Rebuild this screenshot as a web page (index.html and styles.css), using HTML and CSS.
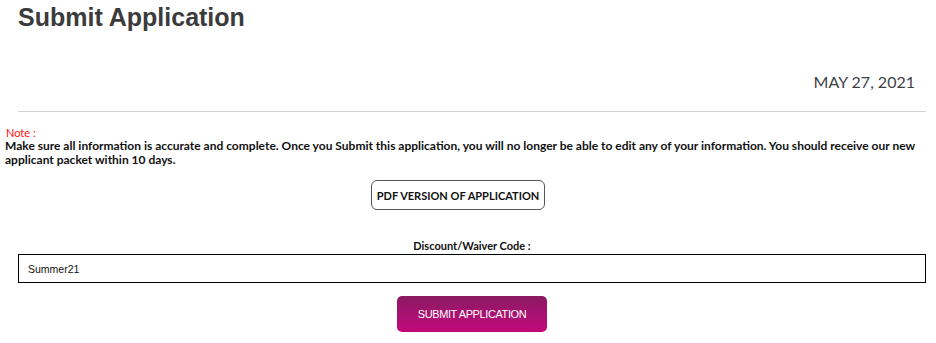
FILE: index.html
```html
<!DOCTYPE html>
<html lang="en">

<head>
    <meta charset="UTF-8">
    <meta name="viewport" content="width=device-width, initial-scale=1.0">
    <title>Submit Application</title>
    <link rel="stylesheet" href="styles.css">
</head>

<body>
    <h1 class="page-title">Submit Application</h1>

    <!-- Date header -->
    <div class="date-row">
        <span class="date">MAY 27, 2021</span>
    </div>
    <hr class="divider">

    <!-- Note -->
    <div class="note">
        <span class="note-label">Note :</span>
        <p class="note-text">Make sure all information is accurate and complete. Once you Submit this application, you will no longer be able to edit any of your information. You should receive our new applicant packet within 10 days.</p>
    </div>

    <div class="pdf-row">
        <button class="pdf-button">PDF VERSION OF APPLICATION</button>
    </div>

    <!-- Discount code -->
    <div class="code-block">
        <label class="code-label" for="code">Discount/Waiver Code :</label>
        <input class="code-input" id="code" type="text" value="Summer21">
    </div>

    <div class="submit-row">
        <button class="submit-button">SUBMIT APPLICATION</button>
    </div>
</body>

</html>
```

FILE: styles.css
```css
body {
    margin: 0;
    padding: 0 10px 0 5px;
    background-color: #fff;
    font-family: 'Lato', sans-serif;
    color: #111;
}

.page-title {
    margin: 0;
    padding: 2px 0 0 13px;
    font-family: 'Liberation Sans', Arial, sans-serif;
    font-size: 25px;
    line-height: 30px;
    font-weight: bold;
    color: #3b3b3b;
}

.date-row {
    display: flex;
    justify-content: flex-end;
    padding: 38px 11px 0 0;
}

.date {
    font-size: 16px;
    line-height: 24px;
    color: #3f3f46;
}

.divider {
    margin: 17px 0 0 13px;
    border: none;
    border-top: 1px solid #cfcfcf;
}

.note {
    padding-top: 14px;
}

.note-label {
    display: block;
    padding-left: 1px;
    font-size: 11px;
    line-height: 13px;
    color: #ff0d0d;
}

.note-text {
    margin: 0;
    font-size: 12px;
    line-height: 14px;
    font-weight: bold;
    color: #111;
}

.pdf-row {
    display: flex;
    justify-content: center;
    padding-top: 13px;
    padding-right: 15px;
}

.pdf-button {
    height: 30px;
    padding: 0 5px;
    font-family: 'Lato', sans-serif;
    font-size: 11px;
    font-weight: bold;
    color: #111;
    background-color: #fff;
    border: 1px solid #555;
    border-radius: 6px;
}

.code-block {
    display: flex;
    flex-direction: column;
    align-items: center;
    padding: 29px 0 0 13px;
}

.code-label {
    font-size: 11px;
    line-height: 13px;
    font-weight: bold;
    margin-bottom: 2px;
}

.code-input {
    box-sizing: border-box;
    width: 100%;
    height: 29px;
    padding: 0 9px;
    font-family: 'Liberation Sans', Arial, sans-serif;
    font-size: 10.5px;
    color: #111;
    border: 1px solid #000;
    border-radius: 0;
    outline: none;
}

.submit-row {
    display: flex;
    justify-content: center;
    padding: 13px 0 0 13px;
}

.submit-button {
    width: 150px;
    height: 36px;
    font-family: 'Liberation Sans', Arial, sans-serif;
    font-size: 11px;
    letter-spacing: -0.4px;
    color: #fff;
    background: linear-gradient(to bottom, #8a1b62, #c4087c);
    border: none;
    border-radius: 5px;
}
```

## Task to carry out
From the material above, reproduce everything verbatim except the pictures.

## Output below
Rebuild this screenshot as a web page (index.html and styles.css), using HTML and CSS.
FILE: index.html
```html
<!DOCTYPE html>
<html lang="en">

<head>
    <meta charset="UTF-8">
    <meta name="viewport" content="width=device-width, initial-scale=1.0">
    <title>Submit Application</title>
    <link rel="stylesheet" href="styles.css">
</head>

<body>
    <h1 class="page-title">Submit Application</h1>

    <!-- Date header -->
    <div class="date-row">
        <span class="date">MAY 27, 2021</span>
    </div>
    <hr class="divider">

    <!-- Note -->
    <div class="note">
        <span class="note-label">Note :</span>
        <p class="note-text">Make sure all information is accurate and complete. Once you Submit this application, you will no longer be able to edit any of your information. You should receive our new applicant packet within 10 days.</p>
    </div>

    <div class="pdf-row">
        <button class="pdf-button">PDF VERSION OF APPLICATION</button>
    </div>

    <!-- Discount code -->
    <div class="code-block">
        <label class="code-label" for="code">Discount/Waiver Code :</label>
        <input class="code-input" id="code" type="text" value="Summer21">
    </div>

    <div class="submit-row">
        <button class="submit-button">SUBMIT APPLICATION</button>
    </div>
</body>

</html>
```

FILE: styles.css
```css
body {
    margin: 0;
    padding: 0 10px 0 5px;
    background-color: #fff;
    font-family: 'Lato', sans-serif;
    color: #111;
}

.page-title {
    margin: 0;
    padding: 2px 0 0 13px;
    font-family: 'Liberation Sans', Arial, sans-serif;
    font-size: 25px;
    line-height: 30px;
    font-weight: bold;
    color: #3b3b3b;
}

.date-row {
    display: flex;
    justify-content: flex-end;
    padding: 38px 11px 0 0;
}

.date {
    font-size: 16px;
    line-height: 24px;
    color: #3f3f46;
}

.divider {
    margin: 17px 0 0 13px;
    border: none;
    border-top: 1px solid #cfcfcf;
}

.note {
    padding-top: 14px;
}

.note-label {
    display: block;
    padding-left: 1px;
    font-size: 11px;
    line-height: 13px;
    color: #ff0d0d;
}

.note-text {
    margin: 0;
    font-size: 12px;
    line-height: 14px;
    font-weight: bold;
    color: #111;
}

.pdf-row {
    display: flex;
    justify-content: center;
    padding-top: 13px;
    padding-right: 15px;
}

.pdf-button {
    height: 30px;
    padding: 0 5px;
    font-family: 'Lato', sans-serif;
    font-size: 11px;
    font-weight: bold;
    color: #111;
    background-color: #fff;
    border: 1px solid #555;
    border-radius: 6px;
}

.code-block {
    display: flex;
    flex-direction: column;
    align-items: center;
    padding: 29px 0 0 13px;
}

.code-label {
    font-size: 11px;
    line-height: 13px;
    font-weight: bold;
    margin-bottom: 2px;
}

.code-input {
    box-sizing: border-box;
    width: 100%;
    height: 29px;
    padding: 0 9px;
    font-family: 'Liberation Sans', Arial, sans-serif;
    font-size: 10.5px;
    color: #111;
    border: 1px solid #000;
    border-radius: 0;
    outline: none;
}

.submit-row {
    display: flex;
    justify-content: center;
    padding: 13px 0 0 13px;
}

.submit-button {
    width: 150px;
    height: 36px;
    font-family: 'Liberation Sans', Arial, sans-serif;
    font-size: 11px;
    letter-spacing: -0.4px;
    color: #fff;
    background: linear-gradient(to bottom, #8a1b62, #c4087c);
    border: none;
    border-radius: 5px;
}
```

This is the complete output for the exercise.